14. Glossary¶

This section provides definitions for abbreviations and terms introduced in the Open Building Controls project.

Analog Value¶

In CDL, we say a value is analog if it represents a continuous number. The value may be presented by an analog signal such as voltage, or by a digital signal.

Binary Value¶

In CDL, we say a value is binary if it can take on the values 0 and 1. The value may however be presented by an analog signal that can take on two values (within some tolerance) in order to communicate the binary value.

Building Model¶

Digital model of the physical behavior of a given building over time, which accounts for any elements of the building envelope and includes a representation of internal gains and occupancy. Building model has connectors to be coupled with an environment model and any HVAC and non-HVAC system models pertaining to the building.

CDL¶

See Control Description Language.

CDL-JSON¶

The JSON representation of the Control Description Language, which can be generated with the modelica-json translator that is available at https://github.com/lbl-srg/modelica-json.

Control Description Language¶

The Control Description Language (CDL) is a declarative object-oriented language that can be used to express control sequences. CDL is a subset of the Modelica Language standard and specified in Section 7.

Controls Design Tool¶

The Controls Design Tool is a software that can be used to

design control sequences,
declare formal, executable requirements,
test the control sequences and the requirements with a model of the HVAC system and the building in the loop, and
export the control sequence and the verification test in the Control Description Language.

Control Sequence Requirement¶

A requirement is a condition that is tested and either passes, fails, or is untested. For example, a requirement would be that the actual actuation signal is within 2% of the signal computed using the CDL representation of a sequence, provided that they both receive the same input data.

Control System¶

Any software and hardware required to perform the control function for a plant.

Controller¶

A controller is a device that computes control signals for a plant.

Co-simulation¶

Co-simulation refers to a simulation in which different simulation programs exchange run-time data at certain synchronization time points. A master algorithm sets the current time, input and states, and request the simulator to advance time, after which the master will retrieve the new values for the state. Each simulator is responsible for integrating in time its differential equation. See also model-exchange.

Events¶

An event is either a time event if time triggers the change, or a state event if a test on the state triggers the change.

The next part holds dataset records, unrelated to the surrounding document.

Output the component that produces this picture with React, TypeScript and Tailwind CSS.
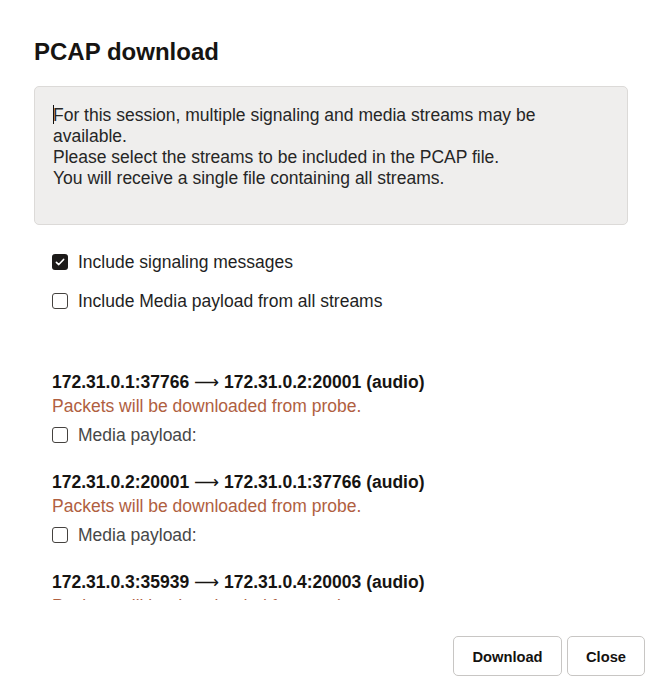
import { useState } from 'react'

type Stream = {
  from: string
  to: string
  kind: string
}

const STREAMS: Stream[] = [
  { from: '172.31.0.1:37766', to: '172.31.0.2:20001', kind: 'audio' },
  { from: '172.31.0.2:20001', to: '172.31.0.1:37766', kind: 'audio' },
  { from: '172.31.0.3:35939', to: '172.31.0.4:20003', kind: 'audio' },
  { from: '172.31.0.4:20003', to: '172.31.0.3:35939', kind: 'audio' },
]

function Checkbox({
  checked,
  onChange,
  label,
  muted = false,
}: {
  checked: boolean
  onChange: () => void
  label: string
  muted?: boolean
}) {
  return (
    <label className="flex h-[20px] cursor-pointer items-center gap-[10px]" onClick={onChange}>
      <span
        className={
          checked
            ? 'flex h-4 w-4 shrink-0 items-center justify-center rounded-[3px] bg-[#1c1a19]'
            : 'h-4 w-4 shrink-0 rounded-[3px] border border-[#45423f] bg-white'
        }
      >
        {checked && (
          <svg viewBox="0 0 16 16" className="h-3 w-3" fill="none">
            <path
              d="M3.2 8.4 6.4 11.4 12.8 4.6"
              stroke="white"
              strokeWidth="2.2"
              strokeLinecap="round"
              strokeLinejoin="round"
            />
          </svg>
        )}
      </span>
      <span className={muted ? 'text-[#474747]' : 'text-[#1f1f24]'}>{label}</span>
    </label>
  )
}

export default function App() {
  const [signaling, setSignaling] = useState(true)
  const [allMedia, setAllMedia] = useState(false)
  const [media, setMedia] = useState<boolean[]>(STREAMS.map(() => false))

  const toggleMedia = (i: number) =>
    setMedia((m) => m.map((v, j) => (j === i ? !v : v)))

  return (
    <div className="flex h-[688px] w-[654px] flex-col bg-white font-['Liberation_Sans',Arial,sans-serif] text-[17.5px] text-[#222]">
      <div className="pl-[34px] pr-[26px] pt-[38px]">
        <h1 className="text-[24px] font-bold leading-[28px] text-[#161412]">PCAP download</h1>

        <div className="mt-[20px] h-[139px] rounded-[5px] border border-[#dcdad8] bg-[#efeeed] pl-[18px] pr-[32px] pt-[18px] leading-[21px] text-[#262626]">
          <p>
            <span className="mr-[-1px] inline-block h-[19px] w-px bg-[#111] align-[-3px]" />
            For this session, multiple signaling and media streams may be available.
            <br />
            Please select the streams to be included in the PCAP file.
            <br />
            You will receive a single file containing all streams.
          </p>
        </div>
      </div>

      <div className="mt-[14px] h-[361px] overflow-hidden pl-[52px]">
        <div className="flex flex-col gap-[19px] pt-[13px]">
          <Checkbox
            checked={signaling}
            onChange={() => setSignaling((v) => !v)}
            label="Include signaling messages"
          />
          <Checkbox
            checked={allMedia}
            onChange={() => setAllMedia((v) => !v)}
            label="Include Media payload from all streams"
          />
        </div>

        <div className="mt-[59px] flex flex-col gap-[25px]">
          {STREAMS.map((s, i) => (
            <div key={i} className="flex flex-col">
              <div className="whitespace-nowrap font-bold leading-[24px] text-[#161412]">
                {s.from}{' '}
                <span className="font-['DejaVu_Sans',sans-serif] font-normal">⟶</span>{' '}
                {s.to} ({s.kind})
              </div>
              <div className="leading-[24px] text-[#b0603f]">
                Packets will be downloaded from probe.
              </div>
              <div className="mt-[7px]">
                <Checkbox
                  checked={media[i]}
                  onChange={() => toggleMedia(i)}
                  label="Media payload:"
                  muted
                />
              </div>
            </div>
          ))}
        </div>
      </div>

      <div className="mt-auto flex justify-end gap-[5px] pb-[12px] pr-[9px]">
        <button className="h-[40px] w-[109px] rounded-[5px] border border-[#c8c6c4] bg-white pt-[2px] text-[14.7px] font-bold text-[#141210]">
          Download
        </button>
        <button className="h-[40px] w-[78px] rounded-[5px] border border-[#c8c6c4] bg-white pt-[2px] text-[14.7px] font-bold text-[#141210]">
          Close
        </button>
      </div>
    </div>
  )
}
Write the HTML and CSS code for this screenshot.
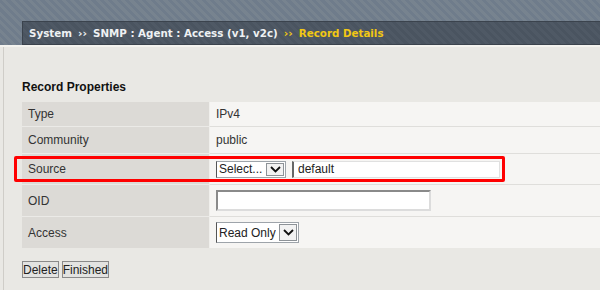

Functional Mockup Interface¶

The Functional Mockup Interface (FMI) standard defines an open interface to be implemented by an executable called Functional Mockup Unit (FMU). The FMI functions are called by a simulator to create one or more instances of the FMU, called models, and to run these models, typically together with other models. An FMU may either be self-integrating (co-simulation) or require the simulator to perform the numerical integration (model-exchange). The first are sometimes called FMU-CS, while the second are called FMU-ME. See further https://fmi-standard.org/.

Functional Mockup Unit¶

Compiled code or source code that can be executed using the application programming interface defined in the Functional Mockup Interface standard.

Functional Verification Tool¶

The Functional Verification Tool is a software that takes as an input the control sequence in CDL, requirements expressed in CDL, a list of I/O connections, and a configuration file, and then tests whether the measured control signals satisfy the requirements, violate them, or whether some requirements remain untested.

G36 Sequence¶

A control sequence specified by ASHRAE Guideline 36. See also control sequence.

HVAC System¶

Any HVAC plant coupled with the control system.

HVAC System Model¶

Consists of all components and connections used to model the behavior of an HVAC System.

Open Building Controls¶

Open Building Controls (OBC) is the name of project that develops open source software for building control sequences and for testing of requirements.

OBC¶

See Open Building Controls.

Mode¶

In CDL, by mode we mean a signal that can take on multiple distinct values, such as On, Off, PreCool.

Model-exchange¶

Model-exchange refers to a simulation in which different simulation programs exchange run-time data. A master algorithm sets time, inputs and states, and requests from the simulator the time derivative. The master algorithm integrates the differential equations in time. See also co-simulation.

Non-HVAC System¶

Any non-HVAC plant coupled with the control system.

Plant¶

A plant is the physical system that is being controlled by a controller. In our context, plant is not only used for example a chiller plant, but also for an HVAC system or an actuated shade.

Standard control sequence¶

A control sequence defined in the CDL control sequence library based on a standard or any other document which contains a full English language description of the implemented sequence.

State event¶

We say that a simulation has a state event if its model changes based on a test that depends on a state variable. For example, for some initial condition \(x(0)=x_0\),

\[\begin{split}\frac{dx}{dt} = \begin{cases} 1, & \text{if } x < 1, \\ 0, & \text{otherwise,} \end{cases}\end{split}\]

has a state event when \(x=1\).

Structural parameter¶

We say that a parameter is a structural parameter if changing its value can change the system of equations that is being evaluated in the control logic. For example, a parameter that changes a controller from a P to a PI controller is a structural parameter because an integrator is being added. A parameter that enables an input or that changes the size of an array is a structural parameter.

Time event¶

We say that a simulation has a time event if its model changes based on a test that only depends on time. For example,

\[\begin{split}y = \begin{cases} 0, & \text{if } t < 1, \\ 1, & \text{otherwise,} \end{cases}\end{split}\]

has a time event at \(t=1\).